[Task objective]
Return the records from the first line through the line containing "const [selected, setSelected]", and leave out the pictures.

** start Data for the task **

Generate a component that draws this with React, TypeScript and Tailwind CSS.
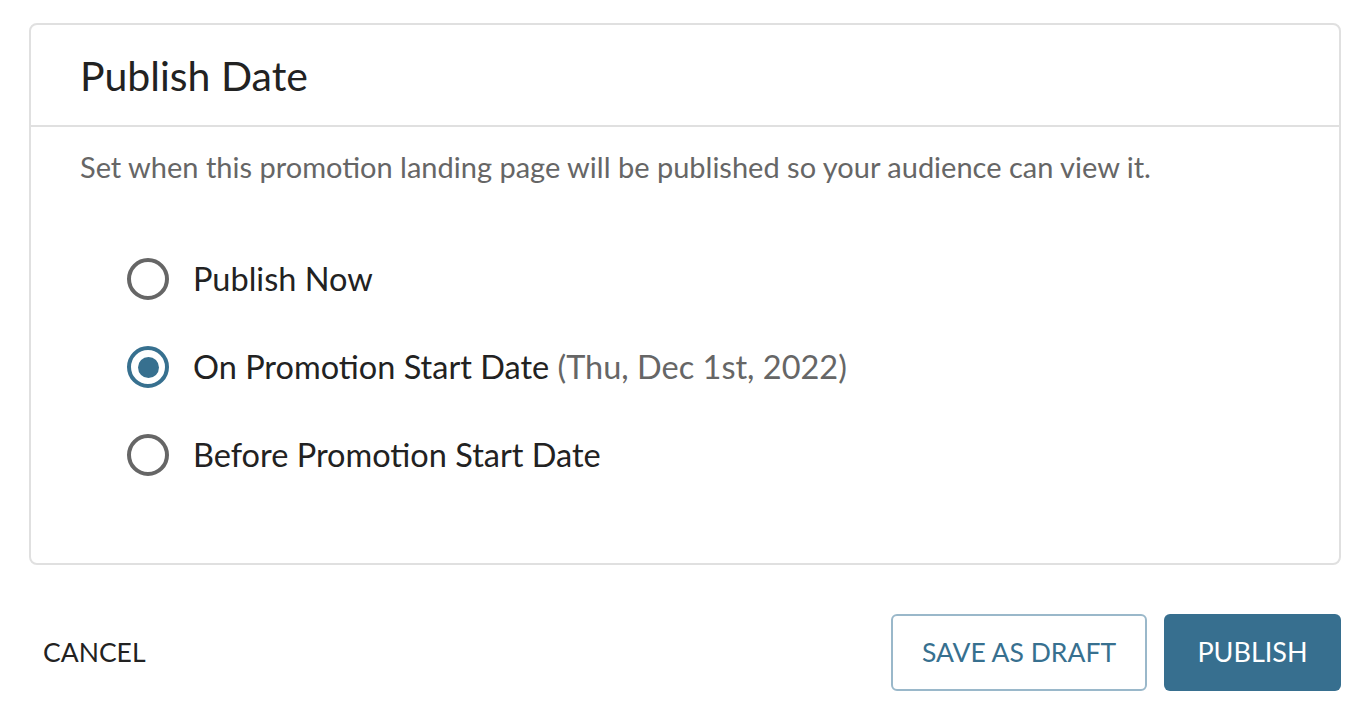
import { useState } from "react";

const options = [
  { id: "now", label: "Publish Now" },
  { id: "start", label: "On Promotion Start Date", note: "(Thu, Dec 1st, 2022)" },
  { id: "before", label: "Before Promotion Start Date" },
] as const;

export default function App() {
  const [selected, setSelected] = useState<string>("start");

  return (
    <div className="min-h-screen bg-white font-['Lato',sans-serif] text-[#222]">
      <div className="pl-[29px] pr-[17px] pt-[23px]">
        {/* Card */}
        <section className="h-[542px] rounded-lg border-2 border-[#e0e0e0]">
          <header className="flex h-[102px] items-center border-b-2 border-[#e0e0e0] px-[49px]">
            <h1 className="text-[41px] leading-none text-[#222]">Publish Date</h1>
          </header>
          <div className="px-[49px] pt-[22px]">
            <p className="text-[29px] leading-[36px] text-[#666]">
              Set when this promotion landing page will be published so your audience can view it.
            </p>
            <div className="mt-[73px] flex flex-col gap-[46px] pl-[47px]">
              {options.map((o) => {
                const on = selected === o.id;
                return (
                  <label
                    key={o.id}
                    className="flex h-[42px] cursor-pointer items-center gap-[24px]"
                    onClick={() => setSelected(o.id)}>
                    <span
                      className={`flex h-[42px] w-[42px] items-center justify-center rounded-full border-[4px] ${
                        on ? "border-[#37708f]" : "border-[#666]"
                      }`}>
                      {on && <span className="h-[21px] w-[21px] rounded-full bg-[#37708f]" />}
                    </span>
                    <span className="text-[32.5px] leading-none">
                      {o.label}
                      {"note" in o && <span className="text-[#666]"> {o.note}</span>}
                    </span>
                  </label>
                );
              })}
            </div>
          </div>
        </section>

        {/* Footer */}
        <footer className="mt-[49px] flex items-center justify-between">
          <button type="button" className="ml-[14px] text-[26.5px] text-[#222]">
            CANCEL
          </button>
          <div className="flex gap-[17px]">
            <button
              type="button"
              className="h-[77px] w-[256px] rounded-md border-2 border-[#9ab8ca] text-[26.5px] text-[#37708f]">
              SAVE AS DRAFT
            </button>
            <button
              type="button"
              className="h-[77px] w-[177px] rounded-md bg-[#376f8f] text-[27px] text-white">
              PUBLISH
            </button>
          </div>
        </footer>
      </div>
    </div>
  );
}
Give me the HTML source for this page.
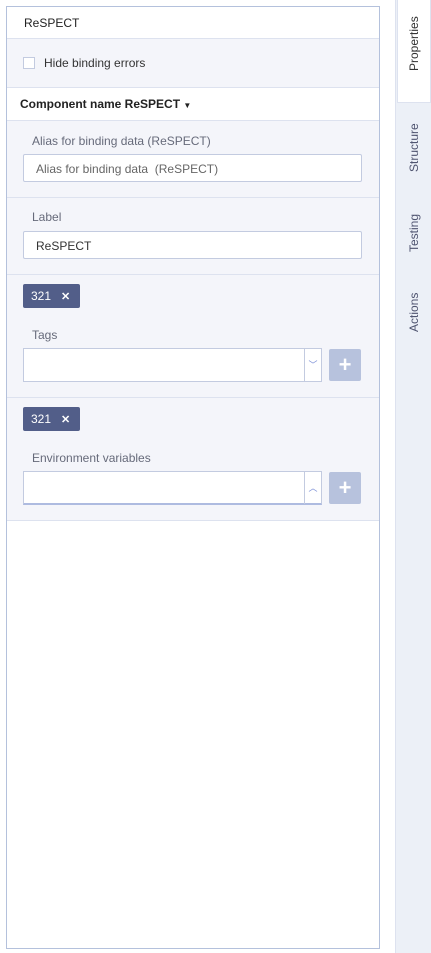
<!DOCTYPE html>
<html><head><style>
*{box-sizing:border-box;margin:0;padding:0}
body{width:431px;height:953px;background:#fff;font-family:"Liberation Sans",sans-serif;font-size:12px;color:#333;position:relative;overflow:hidden}
.panel{position:absolute;left:6px;top:6px;width:374px;height:943px;border:1px solid #b4c1dc;background:#fff}
.sec{position:absolute;left:0;width:372px;border-bottom:1px solid #dde2ef}
.g{background:#f4f5fa}
.lbl{position:absolute;left:25px;color:#666a7a;font-size:12px}
.inp{position:absolute;left:16px;width:339px;height:28px;border:1px solid #c3cbe0;background:#fff;border-radius:2px;font-size:12px;color:#555;padding:7px 12px}
.chip{position:absolute;left:16px;width:57px;height:24px;background:#525e89;color:#fff;border-radius:2px;font-size:12px;padding:5px 0 0 8px}
.chip b{font-size:11px;margin-left:10px}
.sel{position:absolute;left:16px;width:299px;height:34px;border:1px solid #c3cbe0;background:#fff}
.sel .arr{position:absolute;right:0;top:0;width:17px;height:32px;border-left:1px solid #c3cbe0;color:#7b8fd6;font-size:9px;text-align:center;line-height:32px}
.plus{position:absolute;left:322px;width:32px;height:32px;background:#b7c2dd;border-radius:2px;color:#fff;font-size:22px;text-align:center;line-height:31px;font-weight:bold}
.side{position:absolute;left:395px;top:0;width:36px;height:953px;background:#ecf0f7;border-left:1px solid #dde2ef}
.tab{position:absolute;left:1px;width:34px;writing-mode:vertical-rl;transform:rotate(180deg);font-size:12px;color:#4f5470;display:flex;align-items:center;justify-content:center}
</style></head><body>
<div class="panel">
 <div class="sec" style="top:0;height:32px"><span style="position:absolute;left:17px;top:9px;color:#222">ReSPECT</span></div>
 <div class="sec g" style="top:32px;height:49px">
  <div style="position:absolute;left:16px;top:18px;width:12px;height:12px;border:1px solid #c3cbe0;background:#fff"></div>
  <span style="position:absolute;left:37px;top:17px;color:#333">Hide binding errors</span></div>
 <div class="sec" style="top:81px;height:33px"><span style="position:absolute;left:13px;top:9px;color:#222;font-weight:bold;font-size:12px">Component name ReSPECT <span style="font-size:8px">▼</span></span></div>
 <div class="sec g" style="top:114px;height:77px">
  <span class="lbl" style="top:13px">Alias for binding data (ReSPECT)</span>
  <div class="inp" style="top:33px;color:#666">Alias for binding data&nbsp; (ReSPECT)</div></div>
 <div class="sec g" style="top:191px;height:77px">
  <span class="lbl" style="top:12px">Label</span>
  <div class="inp" style="top:33px;color:#333">ReSPECT</div></div>
 <div class="sec g" style="top:268px;height:123px">
  <div class="chip" style="top:9px">321<b>✕</b></div>
  <span class="lbl" style="top:53px">Tags</span>
  <div class="sel" style="top:73px"><div class="arr">﹀</div></div>
  <div class="plus" style="top:74px">+</div></div>
 <div class="sec g" style="top:391px;height:123px">
  <div class="chip" style="top:9px">321<b>✕</b></div>
  <span class="lbl" style="top:53px">Environment variables</span>
  <div class="sel" style="top:73px;border-bottom:2px solid #aebbe0"><div class="arr">︿</div></div>
  <div class="plus" style="top:74px">+</div></div>
</div>
<div class="side">
 <div class="tab" style="top:0;height:103px;background:#fff;border:1px solid #dde2ef;border-bottom:none;padding-top:14px"><span style="color:#333">Properties</span></div>
 <div class="tab" style="top:110px;height:76px">Structure</div>
 <div class="tab" style="top:200px;height:66px">Testing</div>
 <div class="tab" style="top:280px;height:64px">Actions</div>
</div>
</body></html>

** end Data for the task **

[The answer]
Generate a component that draws this with React, TypeScript and Tailwind CSS.
import { useState } from "react";

const options = [
  { id: "now", label: "Publish Now" },
  { id: "start", label: "On Promotion Start Date", note: "(Thu, Dec 1st, 2022)" },
  { id: "before", label: "Before Promotion Start Date" },
] as const;

export default function App() {
  const [selected, setSelected] = useState<string>("start");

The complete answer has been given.